The request: Carry none of the pictures over; write out the complete data exactly.
▼
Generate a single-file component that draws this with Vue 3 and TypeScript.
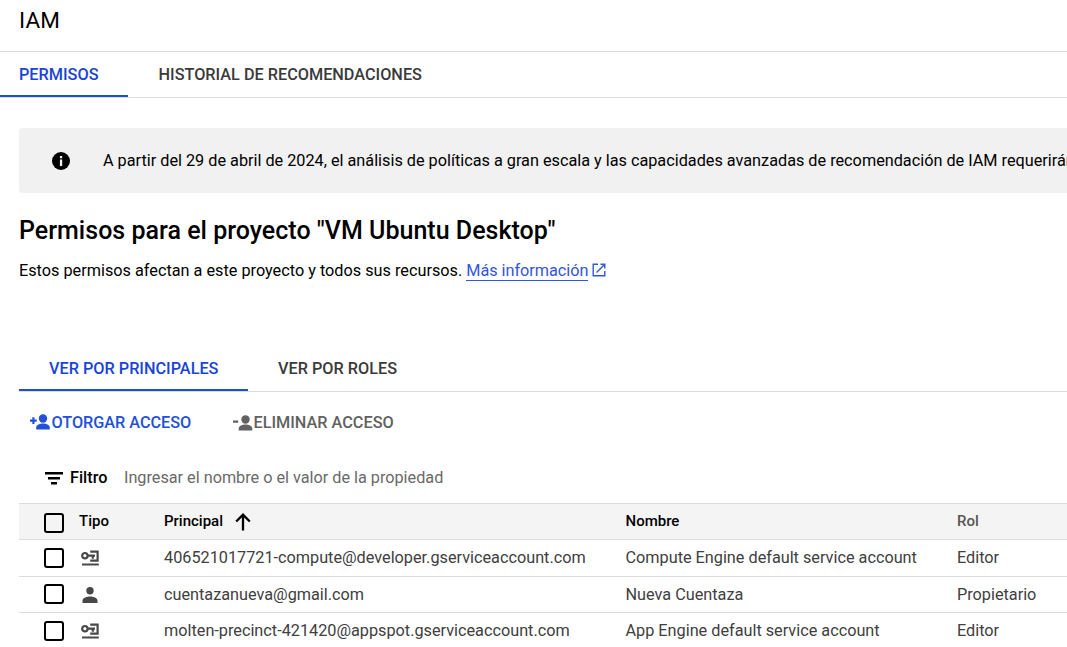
<script setup lang="ts">
interface Member {
  kind: 'service' | 'user'
  principal: string
  name: string
  role: string
}

const members: Member[] = [
  { kind: 'service', principal: '406521017721-compute@developer.gserviceaccount.com', name: 'Compute Engine default service account', role: 'Editor' },
  { kind: 'user', principal: 'cuentazanueva@gmail.com', name: 'Nueva Cuentaza', role: 'Propietario' },
  { kind: 'service', principal: 'molten-precinct-421420@appspot.gserviceaccount.com', name: 'App Engine default service account', role: 'Editor' },
]
</script>

<template>
  <main class="page">
    <header class="title"><h1>IAM</h1></header>
    <nav class="tabs">
      <a class="tab active">PERMISOS</a>
      <a class="tab history">HISTORIAL DE RECOMENDACIONES</a>
    </nav>

    <section class="content">
      <div class="notice">
        <svg class="info" viewBox="0 0 18 18"><circle cx="9" cy="9" r="9" /><path d="M7.9 4h2.3v2.3H7.900zM7.900 7.500h2.300V14H7.900z" fill="#f1f1f1" /></svg>
        <span>A partir del 29 de abril de 2024, el análisis de políticas a gran escala y las capacidades avanzadas de recomendación de IAM requerirán</span>
      </div>
      <h2>Permisos para el proyecto "VM Ubuntu Desktop"</h2>
      <p class="intro">
        <span>Estos permisos afectan a este proyecto y todos sus recursos.</span>
        <a class="link">Más información</a>
        <svg class="external" viewBox="0 0 14 14" fill="none" stroke="#3355dd" stroke-width="1.4"><path d="M6 1.200H1.200v11.600h11.600V8M8.500 1.200h4.300v4.300M12.600 1.400 4.500 9.500" /></svg>
      </p>

      <nav class="tabs inner">
        <a class="tab active">VER POR PRINCIPALES</a>
        <a class="tab">VER POR ROLES</a>
      </nav>

      <div class="actions">
        <button class="action grant">
          <svg viewBox="0 0 20 16"><circle cx="13" cy="4.500" r="4.200" /><path d="M6.200 15.400v-2c0-2.600 4-3.900 6.800-3.900s6.800 1.300 6.800 3.900v2zM0 5.500h2.300V3.200h2.200v2.300h2.300v2.200H4.500V10H2.300V7.700H0z" /></svg>
          <span>OTORGAR ACCESO</span>
        </button>
        <button class="action remove">
          <svg viewBox="0 0 20 16"><circle cx="12.500" cy="4.500" r="4.200" /><path d="M5.700 15.400v-2c0-2.600 4-3.900 6.800-3.900s6.800 1.300 6.800 3.900v2zM0 5.500h5.200v2.200H0z" /></svg>
          <span>ELIMINAR ACCESO</span>
        </button>
      </div>

      <div class="filter">
        <svg viewBox="0 0 18 13"><path d="M0 0h18v2.500H0zM3 5h12v2.500H3zM6 10h6v2.500H6z" /></svg>
        <strong>Filtro</strong>
        <span class="hint">Ingresar el nombre o el valor de la propiedad</span>
      </div>

      <div class="table">
        <div class="row head">
          <span class="box"></span>
          <span class="label">Tipo</span>
          <span class="sorted"><span class="label">Principal</span>
            <svg viewBox="0 0 16 18" fill="none" stroke="#000" stroke-width="2.300"><path d="M8 17.500V2M1.200 8.500 8 1.700l6.800 6.800" /></svg>
          </span>
          <span class="label">Nombre</span>
          <span class="role label">Rol</span>
        </div>
        <div v-for="m in members" :key="m.principal" class="row" :class="m.kind">
          <span class="box"></span>
          <svg v-if="m.kind === 'service'" class="kind" viewBox="0 0 18 16" fill="none" stroke="#484848" stroke-width="2.200"><circle cx="3.900" cy="5.700" r="2.700" /><path d="M6.500 5.700H14M11.800 5.700v3M9.200 1.600h7.400v9H9.200M1 14.500h16.800" /></svg>
          <svg v-else class="kind" viewBox="0 0 18 16" fill="#484848"><circle cx="9" cy="3.700" r="3.700" /><path d="M1.500 16v-2.500c0-2.600 4.500-4 7.500-4s7.500 1.400 7.500 4V16z" /></svg>
          <span>{{ m.principal }}</span>
          <span>{{ m.name }}</span>
          <span>{{ m.role }}</span>
        </div>
      </div>
    </section>
  </main>
</template>

<style scoped>
.page { height: 647px; overflow: hidden; background: #fff; color: #000; font: 400 16.25px/20px Roboto, sans-serif; white-space: nowrap; }
.title { height: 51px; border-bottom: 1px solid #dcdcdc; padding-left: 19px; }
h1 { margin: 0; font-size: 22.5px; font-weight: 400; line-height: 40px; letter-spacing: 0.1px; }
.tabs { display: flex; height: 45px; border-bottom: 1px solid #dcdcdc; font-weight: 500; color: #3a3a3a; }
.tab { box-sizing: border-box; height: 45px; line-height: 45px; padding: 0 30px; }
.tabs .active { height: 45px; color: #1a44d6; border-bottom: 2px solid #1a4fd8; }
.tabs:not(.inner) .active { width: 128px; padding-left: 19px; }
.history { padding-left: 30.5px; }
.content { padding-left: 19px; }
.notice { display: flex; align-items: center; height: 65px; margin-top: 30px; background: #f1f1f1; border-radius: 4px 0 0 4px; letter-spacing: -0.006px; }
.info { width: 18px; height: 18px; margin: 1px 33px 0 33px; flex: none; }
h2 { margin: 22px 0 0; height: 32px; font-size: 25px; line-height: 32px; font-weight: 500; letter-spacing: 0.015px; }
.intro { display: flex; margin: 14px 0 0; height: 20px; }
.link { color: #3355dd; margin-left: 4px; letter-spacing: -0.03px; border-bottom: 1px solid #3355dd; }
.external { width: 14px; height: 14px; margin: 2px 0 0 3.5px; }
.inner { margin-top: 65px; }
.inner .active { width: 229px; }
.actions { display: flex; height: 61px; align-items: center; }
.action { display: flex; align-items: center; padding: 0; border: 0; background: none; font: 500 16.25px/20px Roboto, sans-serif; }
.action svg { width: 20px; height: 16px; fill: currentColor; flex: none; }
.grant { color: #2250d8; margin-left: 11px; width: 203px; gap: 1.5px; letter-spacing: -0.03px; }
.grant svg { margin-bottom: 2px; }
.remove { color: #616161; gap: 0.5px; }
.filter { display: flex; align-items: center; height: 50px; }
.filter svg { width: 18px; height: 13px; margin: 1px 7px 0 26px; }
.filter strong { font-weight: 500; width: 54px; }
.hint { color: #6a6a6a; letter-spacing: -0.015px; }
.row { display: grid; grid-template-columns: 35px 85px 461.5px 331.5px 1fr; align-items: center; height: 36px; padding-left: 25px; border-bottom: 1px solid #dcdcdc; color: #404040; letter-spacing: -0.005px; }
.row.user { height: 35px; }
.user .box { margin-bottom: 1px; }
.head { height: 35px; border-top: 1px solid #dcdcdc; background: #f4f4f4; color: #000; font-weight: 500; font-size: 15px; }
.head .label { margin-bottom: 2px; }
.head .role { color: #555; }
.head .box { margin-top: 2px; }
.box { box-sizing: border-box; width: 20px; height: 20px; border: 2px solid #000; border-radius: 3px; }
.sorted { display: flex; align-items: center; }
.sorted svg { width: 16px; height: 18px; margin: 1px 0 0 12px; }
.kind { width: 18px; height: 16px; margin-left: 2px; }
</style>

<style>
body { margin: 0; }
</style>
▲
Solution below:
Generate a single-file component that draws this with Vue 3 and TypeScript.
<script setup lang="ts">
interface Member {
  kind: 'service' | 'user'
  principal: string
  name: string
  role: string
}

const members: Member[] = [
  { kind: 'service', principal: '406521017721-compute@developer.gserviceaccount.com', name: 'Compute Engine default service account', role: 'Editor' },
  { kind: 'user', principal: 'cuentazanueva@gmail.com', name: 'Nueva Cuentaza', role: 'Propietario' },
  { kind: 'service', principal: 'molten-precinct-421420@appspot.gserviceaccount.com', name: 'App Engine default service account', role: 'Editor' },
]
</script>

<template>
  <main class="page">
    <header class="title"><h1>IAM</h1></header>
    <nav class="tabs">
      <a class="tab active">PERMISOS</a>
      <a class="tab history">HISTORIAL DE RECOMENDACIONES</a>
    </nav>

    <section class="content">
      <div class="notice">
        <svg class="info" viewBox="0 0 18 18"><circle cx="9" cy="9" r="9" /><path d="M7.9 4h2.3v2.3H7.900zM7.900 7.500h2.300V14H7.900z" fill="#f1f1f1" /></svg>
        <span>A partir del 29 de abril de 2024, el análisis de políticas a gran escala y las capacidades avanzadas de recomendación de IAM requerirán</span>
      </div>
      <h2>Permisos para el proyecto "VM Ubuntu Desktop"</h2>
      <p class="intro">
        <span>Estos permisos afectan a este proyecto y todos sus recursos.</span>
        <a class="link">Más información</a>
        <svg class="external" viewBox="0 0 14 14" fill="none" stroke="#3355dd" stroke-width="1.4"><path d="M6 1.200H1.200v11.600h11.600V8M8.500 1.200h4.300v4.300M12.600 1.400 4.500 9.500" /></svg>
      </p>

      <nav class="tabs inner">
        <a class="tab active">VER POR PRINCIPALES</a>
        <a class="tab">VER POR ROLES</a>
      </nav>

      <div class="actions">
        <button class="action grant">
          <svg viewBox="0 0 20 16"><circle cx="13" cy="4.500" r="4.200" /><path d="M6.200 15.400v-2c0-2.600 4-3.900 6.800-3.900s6.800 1.300 6.800 3.900v2zM0 5.500h2.300V3.200h2.200v2.300h2.300v2.200H4.500V10H2.300V7.700H0z" /></svg>
          <span>OTORGAR ACCESO</span>
        </button>
        <button class="action remove">
          <svg viewBox="0 0 20 16"><circle cx="12.500" cy="4.500" r="4.200" /><path d="M5.700 15.400v-2c0-2.600 4-3.900 6.800-3.900s6.800 1.300 6.800 3.900v2zM0 5.500h5.200v2.200H0z" /></svg>
          <span>ELIMINAR ACCESO</span>
        </button>
      </div>

      <div class="filter">
        <svg viewBox="0 0 18 13"><path d="M0 0h18v2.500H0zM3 5h12v2.500H3zM6 10h6v2.500H6z" /></svg>
        <strong>Filtro</strong>
        <span class="hint">Ingresar el nombre o el valor de la propiedad</span>
      </div>

      <div class="table">
        <div class="row head">
          <span class="box"></span>
          <span class="label">Tipo</span>
          <span class="sorted"><span class="label">Principal</span>
            <svg viewBox="0 0 16 18" fill="none" stroke="#000" stroke-width="2.300"><path d="M8 17.500V2M1.200 8.500 8 1.700l6.800 6.800" /></svg>
          </span>
          <span class="label">Nombre</span>
          <span class="role label">Rol</span>
        </div>
        <div v-for="m in members" :key="m.principal" class="row" :class="m.kind">
          <span class="box"></span>
          <svg v-if="m.kind === 'service'" class="kind" viewBox="0 0 18 16" fill="none" stroke="#484848" stroke-width="2.200"><circle cx="3.900" cy="5.700" r="2.700" /><path d="M6.500 5.700H14M11.800 5.700v3M9.200 1.600h7.400v9H9.200M1 14.500h16.800" /></svg>
          <svg v-else class="kind" viewBox="0 0 18 16" fill="#484848"><circle cx="9" cy="3.700" r="3.700" /><path d="M1.500 16v-2.500c0-2.600 4.500-4 7.500-4s7.500 1.400 7.500 4V16z" /></svg>
          <span>{{ m.principal }}</span>
          <span>{{ m.name }}</span>
          <span>{{ m.role }}</span>
        </div>
      </div>
    </section>
  </main>
</template>

<style scoped>
.page { height: 647px; overflow: hidden; background: #fff; color: #000; font: 400 16.25px/20px Roboto, sans-serif; white-space: nowrap; }
.title { height: 51px; border-bottom: 1px solid #dcdcdc; padding-left: 19px; }
h1 { margin: 0; font-size: 22.5px; font-weight: 400; line-height: 40px; letter-spacing: 0.1px; }
.tabs { display: flex; height: 45px; border-bottom: 1px solid #dcdcdc; font-weight: 500; color: #3a3a3a; }
.tab { box-sizing: border-box; height: 45px; line-height: 45px; padding: 0 30px; }
.tabs .active { height: 45px; color: #1a44d6; border-bottom: 2px solid #1a4fd8; }
.tabs:not(.inner) .active { width: 128px; padding-left: 19px; }
.history { padding-left: 30.5px; }
.content { padding-left: 19px; }
.notice { display: flex; align-items: center; height: 65px; margin-top: 30px; background: #f1f1f1; border-radius: 4px 0 0 4px; letter-spacing: -0.006px; }
.info { width: 18px; height: 18px; margin: 1px 33px 0 33px; flex: none; }
h2 { margin: 22px 0 0; height: 32px; font-size: 25px; line-height: 32px; font-weight: 500; letter-spacing: 0.015px; }
.intro { display: flex; margin: 14px 0 0; height: 20px; }
.link { color: #3355dd; margin-left: 4px; letter-spacing: -0.03px; border-bottom: 1px solid #3355dd; }
.external { width: 14px; height: 14px; margin: 2px 0 0 3.5px; }
.inner { margin-top: 65px; }
.inner .active { width: 229px; }
.actions { display: flex; height: 61px; align-items: center; }
.action { display: flex; align-items: center; padding: 0; border: 0; background: none; font: 500 16.25px/20px Roboto, sans-serif; }
.action svg { width: 20px; height: 16px; fill: currentColor; flex: none; }
.grant { color: #2250d8; margin-left: 11px; width: 203px; gap: 1.5px; letter-spacing: -0.03px; }
.grant svg { margin-bottom: 2px; }
.remove { color: #616161; gap: 0.5px; }
.filter { display: flex; align-items: center; height: 50px; }
.filter svg { width: 18px; height: 13px; margin: 1px 7px 0 26px; }
.filter strong { font-weight: 500; width: 54px; }
.hint { color: #6a6a6a; letter-spacing: -0.015px; }
.row { display: grid; grid-template-columns: 35px 85px 461.5px 331.5px 1fr; align-items: center; height: 36px; padding-left: 25px; border-bottom: 1px solid #dcdcdc; color: #404040; letter-spacing: -0.005px; }
.row.user { height: 35px; }
.user .box { margin-bottom: 1px; }
.head { height: 35px; border-top: 1px solid #dcdcdc; background: #f4f4f4; color: #000; font-weight: 500; font-size: 15px; }
.head .label { margin-bottom: 2px; }
.head .role { color: #555; }
.head .box { margin-top: 2px; }
.box { box-sizing: border-box; width: 20px; height: 20px; border: 2px solid #000; border-radius: 3px; }
.sorted { display: flex; align-items: center; }
.sorted svg { width: 16px; height: 18px; margin: 1px 0 0 12px; }
.kind { width: 18px; height: 16px; margin-left: 2px; }
</style>

<style>
body { margin: 0; }
</style>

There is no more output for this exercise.